Library 2.0: an academic’s perspective blog has information about Zotero Commons, a new Zotero collaboration among scholars. (It will rely on the new Zotero 2.0 Server technology when that appears). Zotero Commons is a collaboration between George Mason University and the Internet Archive.
“Its purpose is to create an archive of scholarly resources, contributed by working scholars, in the public domain. The archive will offer a free optical scanning service to make the documents searchable. .. “
An amazing, significant project of course, but what raised some eyebrows was this statement from an Inside Higher Ed article:
“Now, an effort at George Mason University seeks to bypass libraries entirely and delve into scholars’ file cabinets instead …”.
Which, although journalist-speak, raises all sorts of interesting questions, issues and lively discussion in academic libraryland . Anyway, check out the blog post and discussion.
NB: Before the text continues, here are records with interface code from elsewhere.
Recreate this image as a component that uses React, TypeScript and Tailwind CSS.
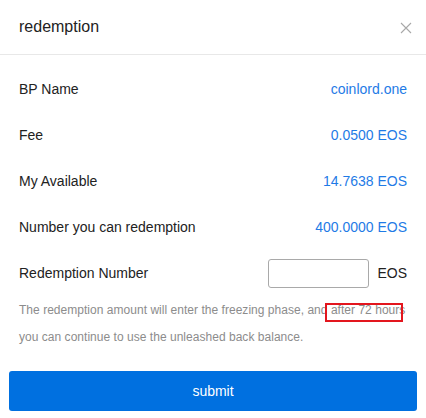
import React from "react";

const rows: [string, string][] = [
  ["BP Name", "coinlord.one"],
  ["Fee", "0.0500 EOS"],
  ["My Available", "14.7638 EOS"],
  ["Number you can redemption", "400.0000 EOS"],
];

export default function App() {
  return (
    <div
      className="relative w-[426px] h-[418px] bg-white text-[#333]"
      style={{ fontFamily: '"Liberation Sans", Arial, sans-serif' }}
    >
      <div className="h-[55px] flex items-center justify-between pl-[19px] pr-[14px] border-b border-[#e8e8e8]">
        <span className="text-[16px] text-[#222]">redemption</span>
        <svg width="12" height="12" viewBox="0 0 12 12" className="mt-[1px]">
          <path d="M1 1L11 11M11 1L1 11" stroke="#a8a8a8" strokeWidth="1.1" fill="none" />
        </svg>
      </div>
      <div className="pt-[11px] px-[19px]">
        {rows.map(([k, v]) => (
          <div key={k} className="h-[46px] flex items-center justify-between text-[14px]">
            <span className="text-[#222]">{k}</span>
            <span className="text-[#1f7be6]">{v}</span>
          </div>
        ))}
        <div className="h-[46px] flex items-center justify-between text-[14px]">
          <span className="text-[#222]">Redemption Number</span>
          <div className="flex items-center gap-[8px] pt-[1px]">
            <input className="w-[101px] h-[29px] border border-[#a9a9a9] rounded-[3px] outline-none" />
            <span className="text-[#222]">EOS</span>
          </div>
        </div>
        <div className="text-[12px] leading-[27px] text-[#8c8c8c] mt-[1px] tracking-[0.03px]">
          The redemption amount will enter the freezing phase, and after 72 hours you can continue to use the unleashed back balance.
        </div>
      </div>
      <div className="px-[9px] mt-[20px]">
        <button className="w-full h-[40px] rounded-[3px] bg-[#0070e0] text-white text-[14px]">
          submit
        </button>
      </div>
      <div className="absolute left-[325px] top-[303px] w-[78px] h-[19px] border-2 border-[#e3161e]" />
    </div>
  );
}
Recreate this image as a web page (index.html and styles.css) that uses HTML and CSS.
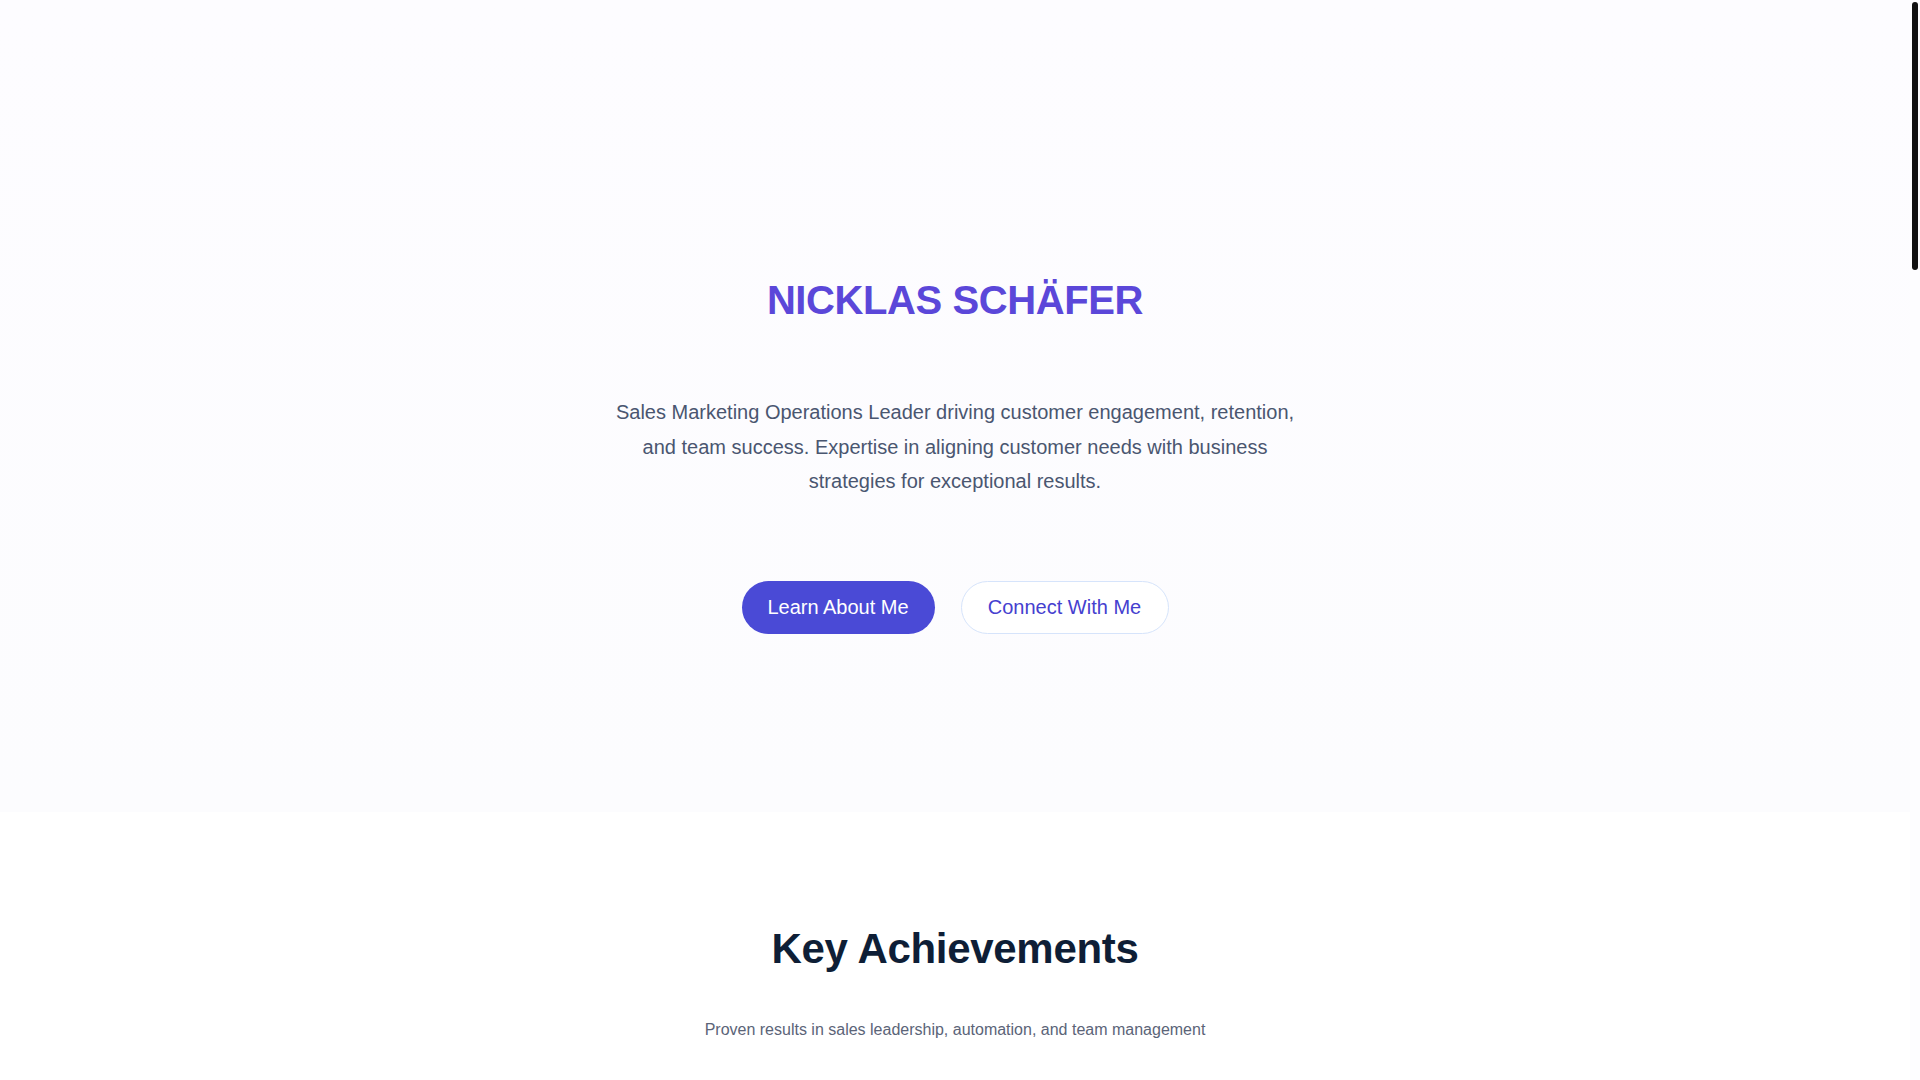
FILE: index.html
```html
<!DOCTYPE html>
<html lang="en">
<head>
<meta charset="utf-8">
<title>Nicklas Schäfer</title>
<link rel="stylesheet" href="styles.css">
</head>
<body>
<div class="layout">
  <main class="page">
    <section class="hero">
      <div class="hero-inner">
        <h1 class="hero-title">NICKLAS SCHÄFER</h1>
        <p class="hero-text">Sales Marketing Operations Leader driving customer engagement, retention, and team success. Expertise in aligning customer needs with business strategies for exceptional results.</p>
        <div class="hero-actions">
          <a class="btn btn-primary" href="#about">Learn About Me</a>
          <a class="btn btn-outline" href="#connect">Connect With Me</a>
        </div>
      </div>
    </section>
    <section class="achievements">
      <h2 class="section-title">Key Achievements</h2>
      <p class="section-sub">Proven results in sales leadership, automation, and team management</p>
    </section>
  </main>
  <div class="rail" aria-hidden="true"><div class="thumb"></div></div>
</div>
</body>
</html>
```

FILE: styles.css
```css
html, body {
  margin: 0;
  height: 100%;
  overflow: hidden;
}

body {
  font-family: "Liberation Sans", Arial, sans-serif;
  background: #ffffff;
  color: #0f1e34;
}

.layout {
  display: flex;
  height: 100vh;
  overflow: hidden;
}

.page {
  flex: 1;
  min-width: 0;
  background: #ffffff;
}

.rail {
  width: 10px;
  flex: 0 0 10px;
  background: #fdfdff;
  display: flex;
  justify-content: center;
  align-items: flex-start;
}

.thumb {
  width: 6px;
  height: 268px;
  margin-top: 2px;
  border-radius: 3px;
  background: #111111;
}

.hero {
  height: 812px;
  background: linear-gradient(180deg, #fdfcff 0%, #fcfcfe 100%);
  display: flex;
  justify-content: center;
}

.hero-inner {
  padding-top: 276px;
  display: flex;
  flex-direction: column;
  align-items: center;
}

.hero-title {
  margin: 0;
  font-size: 40px;
  line-height: 48px;
  font-weight: 700;
  letter-spacing: -0.4px;
  color: #5b47d9;
}

.hero-text {
  margin: 71px 0 0;
  width: 700px;
  text-align: center;
  font-size: 20px;
  line-height: 34.5px;
  color: #4a5670;
}

.hero-actions {
  margin-top: 82px;
  display: flex;
  gap: 26px;
}

.btn {
  display: inline-block;
  padding: 12px 24px;
  font-size: 20px;
  line-height: 29px;
  border-radius: 999px;
  text-decoration: none;
}

.btn-primary {
  background: #4a4ad6;
  color: #ffffff;
  border: 0;
  min-width: 145px;
  text-align: center;
}

.btn-outline {
  background: #ffffff;
  color: #4540cf;
  border: 1px solid #d6e4fb;
  padding: 11px 23px;
  min-width: 160px;
  text-align: center;
}

.achievements {
  height: 3540px;
  padding-top: 113px;
  box-sizing: border-box;
  text-align: center;
  background: #ffffff;
}

.section-title {
  margin: 0;
  font-size: 42px;
  line-height: 48px;
  font-weight: 700;
  letter-spacing: -0.3px;
  color: #0e1e36;
}

.section-sub {
  margin: 45px 0 0;
  font-size: 16px;
  line-height: 24px;
  color: #5b6478;
}
```
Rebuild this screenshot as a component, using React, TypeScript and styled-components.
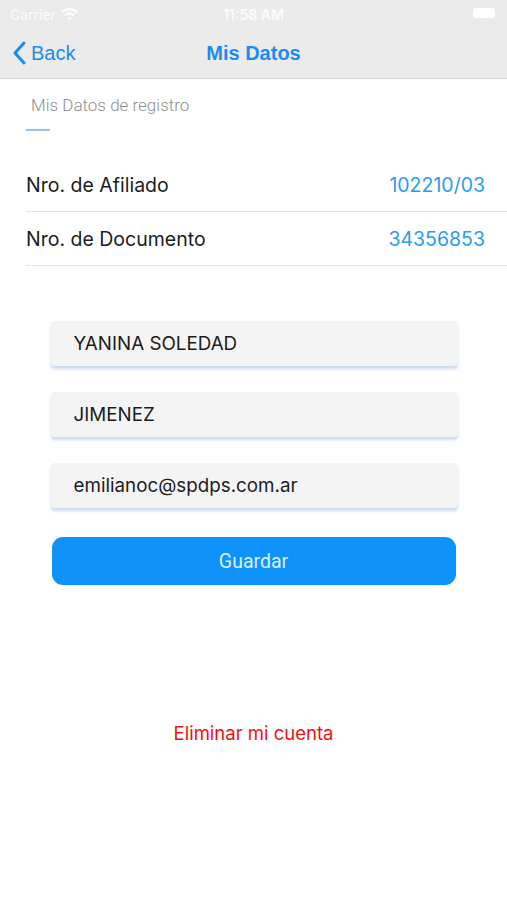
import React from 'react'
import styled, { createGlobalStyle } from 'styled-components'

const GlobalStyle = createGlobalStyle`
  html, body {
    margin: 0;
    padding: 0;
    background: #ffffff;
  }
  * {
    box-sizing: border-box;
  }
`

const Screen = styled.div`
  width: 507px;
  height: 900px;
  display: flex;
  flex-direction: column;
  background: #ffffff;
  font-family: Inter, "Liberation Sans", Arial, sans-serif;
  overflow: hidden;
`

const StatusBar = styled.div`
  height: 28px;
  background: #ebebeb;
  display: flex;
  align-items: center;
  justify-content: space-between;
  padding: 0 12px 0 10px;
  color: rgba(255, 255, 255, 0.85);
  font-size: 14px;
  position: relative;
`

const Carrier = styled.div`
  display: flex;
  align-items: center;
  gap: 5px;
`

const Clock = styled.div`
  position: absolute;
  left: 0;
  right: 0;
  text-align: center;
  font-weight: 600;
  font-size: 14px;
`

const Battery = styled.div`
  width: 22px;
  height: 10px;
  border-radius: 3px;
  background: #ffffff;
  margin-bottom: 2px;
`

const NavBar = styled.div`
  height: 51px;
  background: #ebebeb;
  border-bottom: 1px solid #d6d6d6;
  display: flex;
  align-items: center;
  position: relative;
`

const BackButton = styled.div`
  display: flex;
  align-items: center;
  gap: 5px;
  padding-left: 12px;
  color: #1a8cf0;
  font-size: 20px;
  font-family: "Liberation Sans", Arial, sans-serif;
  z-index: 1;
`

const NavTitle = styled.div`
  position: absolute;
  left: 0;
  right: 0;
  text-align: center;
  color: #1a8cf0;
  font-family: "Liberation Sans", Arial, sans-serif;
  font-size: 20px;
  font-weight: bold;
`

const Content = styled.div`
  display: flex;
  flex-direction: column;
  padding-left: 26px;
`

const SectionTitle = styled.div`
  margin-top: 16px;
  padding-left: 5px;
  font-family: Roboto, sans-serif;
  font-weight: 300;
  font-size: 17px;
  color: #8f8f8f;
`

const Underline = styled.div`
  margin-top: 14px;
  width: 24px;
  height: 2px;
  background: #8ec4f2;
`

const InfoList = styled.div`
  margin-top: 27px;
  display: flex;
  flex-direction: column;
`

const InfoRow = styled.div`
  height: 54px;
  display: flex;
  align-items: center;
  justify-content: space-between;
  padding-right: 22px;
  border-bottom: 1px solid #e4e4e4;
  font-size: 19.5px;
`

const Label = styled.span`
  color: #1c1c1c;
`

const Value = styled.span`
  color: #2c9bef;
`

const Form = styled.div`
  margin-top: 55px;
  display: flex;
  flex-direction: column;
  align-items: center;
  gap: 26px;
`

const Field = styled.div`
  width: 407px;
  height: 45px;
  margin-left: 1px;
  background: #f5f4f5;
  border-radius: 4px;
  box-shadow: 0 3px 3px rgba(110, 150, 210, 0.35);
  display: flex;
  align-items: center;
  padding-left: 23px;
  font-size: 18.8px;
  color: #1c1c1c;
`

const SaveButton = styled.div`
  margin-top: 3px;
  width: 404px;
  height: 48px;
  border-radius: 11px;
  background: #0f92fa;
  display: flex;
  align-items: center;
  justify-content: center;
  font-family: Roboto, sans-serif;
  font-size: 19.5px;
  color: #def0ff;
`

const DeleteLink = styled.div`
  margin-top: 137px;
  text-align: center;
  color: #f01010;
  font-size: 18.5px;
`

const Wifi = () => (
  <svg width="17" height="13" viewBox="0 0 17 13" fill="#ffffff" opacity="0.85">
    <path d="M8.5 0C5.2 0 2.3 1.3 0 3.4l1.6 1.7C3.4 3.4 5.8 2.4 8.5 2.4s5.1 1 6.9 2.7L17 3.4C14.7 1.3 11.8 0 8.5 0z" />
    <path d="M8.5 4.5c-2 0-3.8.8-5.1 2l1.6 1.7c.9-.9 2.2-1.4 3.5-1.4s2.6.5 3.5 1.4l1.6-1.7c-1.3-1.2-3.1-2-5.1-2z" />
    <path d="M8.5 9c-.9 0-1.7.4-2.3.9L8.5 12.4l2.3-2.5C10.2 9.4 9.4 9 8.5 9z" />
  </svg>
)

const Chevron = () => (
  <svg width="14" height="24" viewBox="0 0 14 24">
    <path d="M12 2 L3 12 L12 22" fill="none" stroke="#1a8cf0" strokeWidth="3" strokeLinecap="round" strokeLinejoin="round" />
  </svg>
)

const App = () => {
  const datos = [
    { label: 'Nro. de Afiliado', valor: '102210/03' },
    { label: 'Nro. de Documento', valor: '34356853' },
  ]
  const campos = ['YANINA SOLEDAD', 'JIMENEZ', 'emilianoc@spdps.com.ar']

  return (
    <>
      <GlobalStyle />
      <Screen>
        <StatusBar>
          <Carrier>Carrier <Wifi /></Carrier>
          <Clock>11:58 AM</Clock>
          <Battery />
        </StatusBar>
        <NavBar>
          <BackButton><Chevron />Back</BackButton>
          <NavTitle>Mis Datos</NavTitle>
        </NavBar>
        <Content>
          <SectionTitle>Mis Datos de registro</SectionTitle>
          <Underline />
          <InfoList>
            {datos.map((d) => (
              <InfoRow key={d.label}>
                <Label>{d.label}</Label>
                <Value>{d.valor}</Value>
              </InfoRow>
            ))}
          </InfoList>
        </Content>
        <Form>
          {campos.map((c) => (
            <Field key={c}>{c}</Field>
          ))}
          <SaveButton>Guardar</SaveButton>
        </Form>
        <DeleteLink>Eliminar mi cuenta</DeleteLink>
      </Screen>
    </>
  )
}

export default App
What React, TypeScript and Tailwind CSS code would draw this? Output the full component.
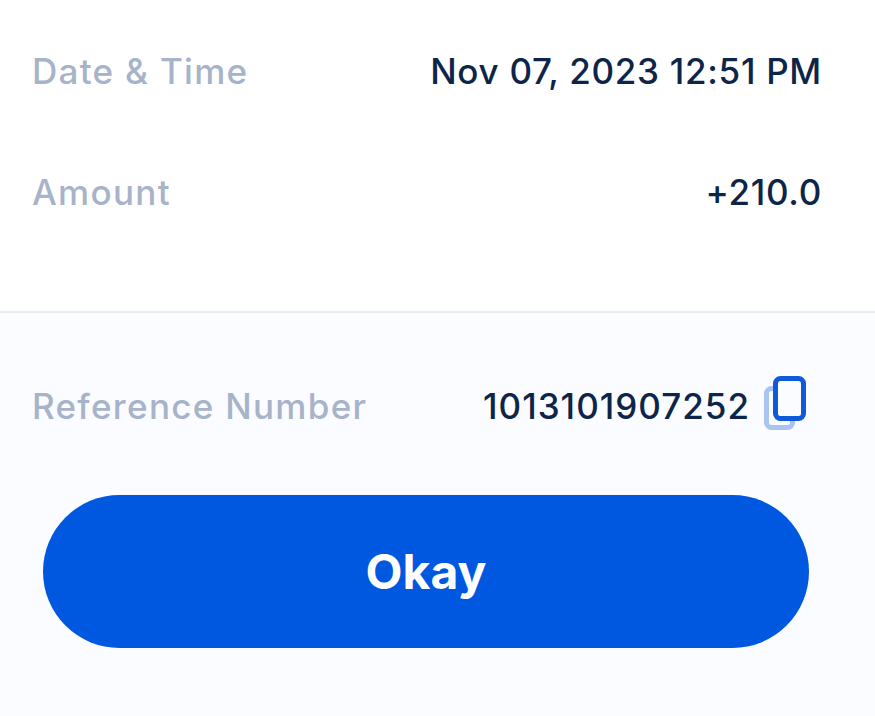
const FONT = "font-['Inter',sans-serif]"
const LABEL = "text-[35px] leading-[44px] font-medium tracking-[1.3px] text-[#a7b3c9]"

function Row({ label, children, className }: { label: string; children: React.ReactNode; className: string }) {
  return (
    <div className={`flex items-center justify-between pl-[32px] pr-[53px] ${className}`}>
      <span className={LABEL}>{label}</span>
      {children}
    </div>
  )
}

function CopyIcon() {
  return (
    <svg className="mb-[4px]" width="43" height="55" viewBox="0 0 43 55" fill="none" aria-hidden>
      <rect x="2.500" y="12.500" width="26" height="39" rx="5" stroke="#a9c4f2" strokeWidth="5" />
      <rect x="11.500" y="2.500" width="28" height="40" rx="5" fill="#fafcff" stroke="#0f5ad9" strokeWidth="5" />
    </svg>
  )
}

export default function App() {
  return (
    <div className={`h-[716px] w-[875px] overflow-hidden bg-white ${FONT}`}>
      <section className="h-[313px] border-b-2 border-[#e9eded] pt-[49px]">
        <Row label="Date & Time" className="">
          <span className="text-[35px] leading-[44px] font-medium tracking-[0.7px] text-[#0d2548]">
            Nov 07, 2023 12:51 PM
          </span>
        </Row>
        <Row label="Amount" className="mt-[77px]">
          <span className="text-[35px] leading-[44px] font-medium tracking-[0.7px] text-[#0d2548]">+210.0</span>
        </Row>
      </section>

      <section className="h-[403px] bg-[#fafcff] pt-[63px]">
        <div className="flex items-center justify-between pl-[32px] pr-[68px]">
          <span className={LABEL}>Reference Number</span>
          <div className="flex items-center gap-[14px]">
            <span className="text-[35px] leading-[44px] font-medium tracking-[1px] text-[#0d2548]">1013101907252</span>
            <CopyIcon />
          </div>
        </div>
        <div className="pl-[43px]">
          <button className="mt-[60px] flex h-[153px] w-[766px] items-center justify-center rounded-full bg-[#0058e0] text-[48px] font-bold text-white">
            Okay
          </button>
        </div>
      </section>
    </div>
  )
}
The blog btw is a favorite – deep, thoughtful posts . On your RSS radar, or you can keep up with a live aggregation here (click on Blogs: Libraries and scroll down the page) .
I use Zotero, admire it, and cuss it regularly because it doesn’t do what I want (yet). But the potential is absolutely stunning. If you can imagine a world (perhaps in the not-too-distant future) where our metadata is free from the OPAC and exists as a plug-in module or a web service, then add scholar-produced tags/links and full text access – you get a glimpse of where this could go.